Police canvas for witnesses as well as suspects.

I don’t like several aspects of this seizure, particularly the lack of notice to people whose records are seized, but there’s some hyperbole in pretending that all of the people in area are going to be treated as perpetrators. While that’s possible, particularly with agencies that are unprofessional or incompetent, many of the people identified by these records will be contacted as potential witnesses, as is common when serious crimes occur and the police don’t think they know who the perpetrator is. Years ago someone was murdered in the apartment complex I then lived in and the local police banged on every door asking every resident if they’d seen anything.
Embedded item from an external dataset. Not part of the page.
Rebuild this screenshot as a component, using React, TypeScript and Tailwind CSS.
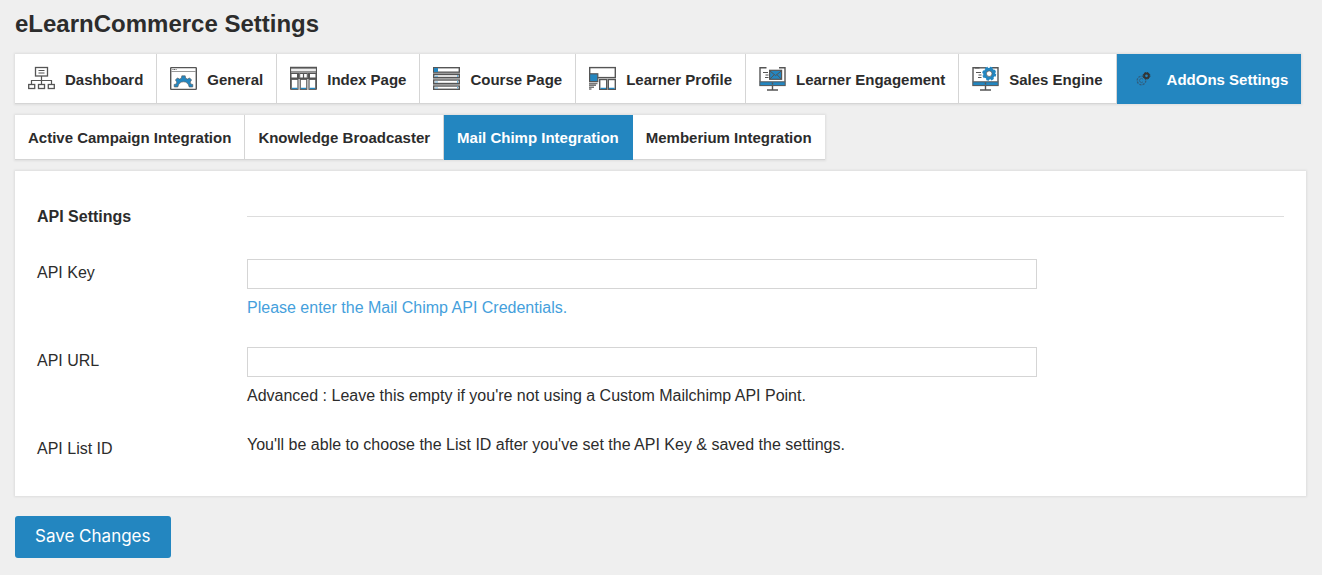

If Google gets the requests: 1) from a warrant, 2) limited to a specific time and place, 3) where a serious crime occurred, and 4) notifies everyone whose records were turned over in a timely fashion, I don’t see any legal objections.

I don’t like the amount of information Google collects, and I went into settings and tried to limit it, and I also force stop maps after I’m done using it, but if the collection is allowed, then law enforcement has every right to get it with a warrant.

Anonymous Coward says:

UPDATE: value of Google and cell phone info proven.

Allegedly helped find the alleged Austin bomber:

Authorities also relied upon store receipts showing suspicious transactions from the person and obtained a search warrant for his Google search history that showed him conducting searches they considered suspicious, the official said. Authorities relied upon cell phone technology to trace the suspect to a hotel in Williamson County, the official said.

However, I’M not for all these corporations keeping it, especially not GOOGLE — but Masnick IS! Just pointing out that you snowflakes are logically forced to advocate it.